YOUR TASK
The data below should be printed in full, exactly, and without any of its images.

INFORMATION SHOWN
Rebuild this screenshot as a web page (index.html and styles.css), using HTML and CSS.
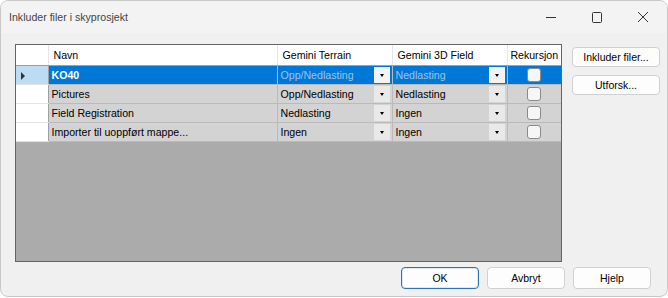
FILE: index.html
```html
<!DOCTYPE html>
<html lang="no">
<head>
    <meta charset="UTF-8">
    <title>Inkluder filer i skyprosjekt</title>
    <link rel="stylesheet" href="styles.css">
</head>
<body>
    <div class="window">
        <div class="titlebar">
            <div class="title">Inkluder filer i skyprosjekt</div>
            <div class="caption-buttons">
                <svg class="cap" width="46" height="32" viewBox="0 0 46 32"><path d="M18 16.5h10" stroke="#333" stroke-width="1"/></svg>
                <svg class="cap" width="46" height="32" viewBox="0 0 46 32"><rect x="18.5" y="11.5" width="9" height="10" rx="1" fill="none" stroke="#333" stroke-width="1"/></svg>
                <svg class="cap" width="46" height="32" viewBox="0 0 46 32"><path d="M18 11l10 10M28 11l-10 10" stroke="#333" stroke-width="1"/></svg>
            </div>
        </div>

        <div class="content">
            <div class="grid">
                <table class="rows">
                    <colgroup>
                        <col class="w-rh">
                        <col class="w-name">
                        <col class="w-combo">
                        <col class="w-combo">
                        <col class="w-rek">
                    </colgroup>
                    <tr class="head">
                        <td class="rh"></td>
                        <td>Navn</td>
                        <td>Gemini Terrain</td>
                        <td>Gemini 3D Field</td>
                        <td class="c-rek">Rekursjon</td>
                    </tr>
                    <tr class="selected">
                        <td class="rh"><span class="arrow"></span></td>
                        <td class="c-name"><b>KO40</b></td>
                        <td class="combo"><div class="cell"><span>Opp/Nedlasting</span><span class="drop"></span></div></td>
                        <td class="combo"><div class="cell"><span>Nedlasting</span><span class="drop"></span></div></td>
                        <td class="chk"><span class="box"></span></td>
                    </tr>
                    <tr>
                        <td class="rh"></td>
                        <td class="c-name">Pictures</td>
                        <td class="combo"><div class="cell"><span>Opp/Nedlasting</span><span class="drop"></span></div></td>
                        <td class="combo"><div class="cell"><span>Nedlasting</span><span class="drop"></span></div></td>
                        <td class="chk"><span class="box"></span></td>
                    </tr>
                    <tr>
                        <td class="rh"></td>
                        <td class="c-name">Field Registration</td>
                        <td class="combo"><div class="cell"><span>Nedlasting</span><span class="drop"></span></div></td>
                        <td class="combo"><div class="cell"><span>Ingen</span><span class="drop"></span></div></td>
                        <td class="chk"><span class="box"></span></td>
                    </tr>
                    <tr>
                        <td class="rh"></td>
                        <td class="c-name">Importer til uoppført mappe...</td>
                        <td class="combo"><div class="cell"><span>Ingen</span><span class="drop"></span></div></td>
                        <td class="combo"><div class="cell"><span>Ingen</span><span class="drop"></span></div></td>
                        <td class="chk"><span class="box"></span></td>
                    </tr>
                </table>
            </div>

            <div class="side">
                <button class="btn">Inkluder filer...</button>
                <button class="btn">Utforsk...</button>
            </div>
        </div>

        <div class="footer">
            <button class="btn wide default">OK</button>
            <button class="btn wide">Avbryt</button>
            <button class="btn wide">Hjelp</button>
        </div>
    </div>
</body>
</html>
```

FILE: styles.css
```css
body {
    margin: 0;
    background: #ffffff;
    font-family: "Liberation Sans", Arial, sans-serif;
    font-size: 12px;
    color: #000;
}
.window {
    width: 666px;
    height: 295px;
    border: 1px solid #c9c9c9;
    border-radius: 8px;
    background: #f0f0f0;
    display: flex;
    flex-direction: column;
    overflow: hidden;
}

.titlebar {
    height: 32px;
    display: flex;
    align-items: center;
    justify-content: space-between;
    background: #f3f3f3;
}
.title {
    padding-left: 8px;
    font-family: "Liberation Sans", Arial, sans-serif;
    font-size: 10.6px;
    color: #444;
}
.caption-buttons {
    display: flex;
    align-self: flex-start;
    margin-right: 1px;
}
.cap {
    display: block;
}

.content {
    display: flex;
    padding: 11px 0 0 14px;
    gap: 10px;
}

.grid {
    width: 545px;
    height: 216px;
    border: 1px solid #646464;
    background: #ababab;
}
.rows {
    border-collapse: collapse;
    table-layout: fixed;
    width: 545px;
    font-size: 10.6px;
}
.w-rh {
    width: 32px;
}
.w-name {
    width: 229px;
}
.w-combo {
    width: 115px;
}
.w-rek {
    width: 54px;
}
.rows td {
    box-sizing: border-box;
    height: 19px;
    padding: 0;
    white-space: nowrap;
    overflow: hidden;
    background: #d3d3d3;
    border-bottom: 1px solid #bababa;
    border-right: 1px solid #bababa;
}
.rows td.rh {
    background: #ffffff;
    border-right: 1px solid #a0a0a0;
    border-bottom: 1px solid #e3e3e3;
}
.rows .c-name {
    padding-left: 3px;
}
.rows .head td {
    height: 20px;
    background: #ffffff;
    border-right: 1px solid #e5e5e5;
    border-bottom: 1px solid #a0a0a0;
    padding-left: 5px;
}
.rows .head td.rh {
    padding-left: 0;
}
.rows .head td.c-rek {
    padding-left: 0;
    text-align: center;
    border-right: none;
}

.combo .cell {
    display: flex;
    align-items: center;
    justify-content: space-between;
    padding-left: 3px;
    padding-right: 2px;
}
.drop {
    width: 16px;
    height: 16px;
    background: #e9e9e9;
    position: relative;
}
.drop::after {
    content: "";
    position: absolute;
    left: 6px;
    top: 7px;
    border-left: 2px solid transparent;
    border-right: 2px solid transparent;
    border-top: 3px solid #000;
}

.rows td.chk {
    text-align: center;
    border-right: none;
}
.box {
    display: inline-block;
    width: 12px;
    height: 12px;
    border: 1px solid #8a8a8a;
    border-radius: 3px;
    background: #f6f6f6;
    vertical-align: middle;
}

.selected td {
    background: #0078d7;
    color: #ffffff;
}
.rows .selected td.rh {
    background: #bcdcf4;
}
.selected .combo {
    color: #9fc3e7;
}
.selected .drop {
    background: #f3f3f3;
}
.arrow {
    display: inline-block;
    margin-left: 5px;
    border-top: 4px solid transparent;
    border-bottom: 4px solid transparent;
    border-left: 4px solid #333;
    vertical-align: middle;
}

.side {
    display: flex;
    flex-direction: column;
    gap: 8px;
    padding-top: 3px;
}
.btn {
    font-family: "Liberation Sans", Arial, sans-serif;
    font-size: 10.5px;
    color: #000;
    background: #fdfdfd;
    border: 1px solid #d0d0d0;
    border-radius: 4px;
    width: 88px;
    height: 20px;
    padding: 0;
}

.footer {
    display: flex;
    justify-content: flex-end;
    gap: 8px;
    padding: 5px 16px 0 0;
}
.btn.wide {
    width: 78px;
    height: 22px;
}
.btn.default {
    border: 1px solid #2e72b8;
    box-shadow: inset 0 0 0 1px #dce8f5;
}
```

RESULT
Rebuild this screenshot as a web page (index.html and styles.css), using HTML and CSS.
FILE: index.html
```html
<!DOCTYPE html>
<html lang="no">
<head>
    <meta charset="UTF-8">
    <title>Inkluder filer i skyprosjekt</title>
    <link rel="stylesheet" href="styles.css">
</head>
<body>
    <div class="window">
        <div class="titlebar">
            <div class="title">Inkluder filer i skyprosjekt</div>
            <div class="caption-buttons">
                <svg class="cap" width="46" height="32" viewBox="0 0 46 32"><path d="M18 16.5h10" stroke="#333" stroke-width="1"/></svg>
                <svg class="cap" width="46" height="32" viewBox="0 0 46 32"><rect x="18.5" y="11.5" width="9" height="10" rx="1" fill="none" stroke="#333" stroke-width="1"/></svg>
                <svg class="cap" width="46" height="32" viewBox="0 0 46 32"><path d="M18 11l10 10M28 11l-10 10" stroke="#333" stroke-width="1"/></svg>
            </div>
        </div>

        <div class="content">
            <div class="grid">
                <table class="rows">
                    <colgroup>
                        <col class="w-rh">
                        <col class="w-name">
                        <col class="w-combo">
                        <col class="w-combo">
                        <col class="w-rek">
                    </colgroup>
                    <tr class="head">
                        <td class="rh"></td>
                        <td>Navn</td>
                        <td>Gemini Terrain</td>
                        <td>Gemini 3D Field</td>
                        <td class="c-rek">Rekursjon</td>
                    </tr>
                    <tr class="selected">
                        <td class="rh"><span class="arrow"></span></td>
                        <td class="c-name"><b>KO40</b></td>
                        <td class="combo"><div class="cell"><span>Opp/Nedlasting</span><span class="drop"></span></div></td>
                        <td class="combo"><div class="cell"><span>Nedlasting</span><span class="drop"></span></div></td>
                        <td class="chk"><span class="box"></span></td>
                    </tr>
                    <tr>
                        <td class="rh"></td>
                        <td class="c-name">Pictures</td>
                        <td class="combo"><div class="cell"><span>Opp/Nedlasting</span><span class="drop"></span></div></td>
                        <td class="combo"><div class="cell"><span>Nedlasting</span><span class="drop"></span></div></td>
                        <td class="chk"><span class="box"></span></td>
                    </tr>
                    <tr>
                        <td class="rh"></td>
                        <td class="c-name">Field Registration</td>
                        <td class="combo"><div class="cell"><span>Nedlasting</span><span class="drop"></span></div></td>
                        <td class="combo"><div class="cell"><span>Ingen</span><span class="drop"></span></div></td>
                        <td class="chk"><span class="box"></span></td>
                    </tr>
                    <tr>
                        <td class="rh"></td>
                        <td class="c-name">Importer til uoppført mappe...</td>
                        <td class="combo"><div class="cell"><span>Ingen</span><span class="drop"></span></div></td>
                        <td class="combo"><div class="cell"><span>Ingen</span><span class="drop"></span></div></td>
                        <td class="chk"><span class="box"></span></td>
                    </tr>
                </table>
            </div>

            <div class="side">
                <button class="btn">Inkluder filer...</button>
                <button class="btn">Utforsk...</button>
            </div>
        </div>

        <div class="footer">
            <button class="btn wide default">OK</button>
            <button class="btn wide">Avbryt</button>
            <button class="btn wide">Hjelp</button>
        </div>
    </div>
</body>
</html>
```

FILE: styles.css
```css
body {
    margin: 0;
    background: #ffffff;
    font-family: "Liberation Sans", Arial, sans-serif;
    font-size: 12px;
    color: #000;
}
.window {
    width: 666px;
    height: 295px;
    border: 1px solid #c9c9c9;
    border-radius: 8px;
    background: #f0f0f0;
    display: flex;
    flex-direction: column;
    overflow: hidden;
}

.titlebar {
    height: 32px;
    display: flex;
    align-items: center;
    justify-content: space-between;
    background: #f3f3f3;
}
.title {
    padding-left: 8px;
    font-family: "Liberation Sans", Arial, sans-serif;
    font-size: 10.6px;
    color: #444;
}
.caption-buttons {
    display: flex;
    align-self: flex-start;
    margin-right: 1px;
}
.cap {
    display: block;
}

.content {
    display: flex;
    padding: 11px 0 0 14px;
    gap: 10px;
}

.grid {
    width: 545px;
    height: 216px;
    border: 1px solid #646464;
    background: #ababab;
}
.rows {
    border-collapse: collapse;
    table-layout: fixed;
    width: 545px;
    font-size: 10.6px;
}
.w-rh {
    width: 32px;
}
.w-name {
    width: 229px;
}
.w-combo {
    width: 115px;
}
.w-rek {
    width: 54px;
}
.rows td {
    box-sizing: border-box;
    height: 19px;
    padding: 0;
    white-space: nowrap;
    overflow: hidden;
    background: #d3d3d3;
    border-bottom: 1px solid #bababa;
    border-right: 1px solid #bababa;
}
.rows td.rh {
    background: #ffffff;
    border-right: 1px solid #a0a0a0;
    border-bottom: 1px solid #e3e3e3;
}
.rows .c-name {
    padding-left: 3px;
}
.rows .head td {
    height: 20px;
    background: #ffffff;
    border-right: 1px solid #e5e5e5;
    border-bottom: 1px solid #a0a0a0;
    padding-left: 5px;
}
.rows .head td.rh {
    padding-left: 0;
}
.rows .head td.c-rek {
    padding-left: 0;
    text-align: center;
    border-right: none;
}

.combo .cell {
    display: flex;
    align-items: center;
    justify-content: space-between;
    padding-left: 3px;
    padding-right: 2px;
}
.drop {
    width: 16px;
    height: 16px;
    background: #e9e9e9;
    position: relative;
}
.drop::after {
    content: "";
    position: absolute;
    left: 6px;
    top: 7px;
    border-left: 2px solid transparent;
    border-right: 2px solid transparent;
    border-top: 3px solid #000;
}

.rows td.chk {
    text-align: center;
    border-right: none;
}
.box {
    display: inline-block;
    width: 12px;
    height: 12px;
    border: 1px solid #8a8a8a;
    border-radius: 3px;
    background: #f6f6f6;
    vertical-align: middle;
}

.selected td {
    background: #0078d7;
    color: #ffffff;
}
.rows .selected td.rh {
    background: #bcdcf4;
}
.selected .combo {
    color: #9fc3e7;
}
.selected .drop {
    background: #f3f3f3;
}
.arrow {
    display: inline-block;
    margin-left: 5px;
    border-top: 4px solid transparent;
    border-bottom: 4px solid transparent;
    border-left: 4px solid #333;
    vertical-align: middle;
}

.side {
    display: flex;
    flex-direction: column;
    gap: 8px;
    padding-top: 3px;
}
.btn {
    font-family: "Liberation Sans", Arial, sans-serif;
    font-size: 10.5px;
    color: #000;
    background: #fdfdfd;
    border: 1px solid #d0d0d0;
    border-radius: 4px;
    width: 88px;
    height: 20px;
    padding: 0;
}

.footer {
    display: flex;
    justify-content: flex-end;
    gap: 8px;
    padding: 5px 16px 0 0;
}
.btn.wide {
    width: 78px;
    height: 22px;
}
.btn.default {
    border: 1px solid #2e72b8;
    box-shadow: inset 0 0 0 1px #dce8f5;
}
```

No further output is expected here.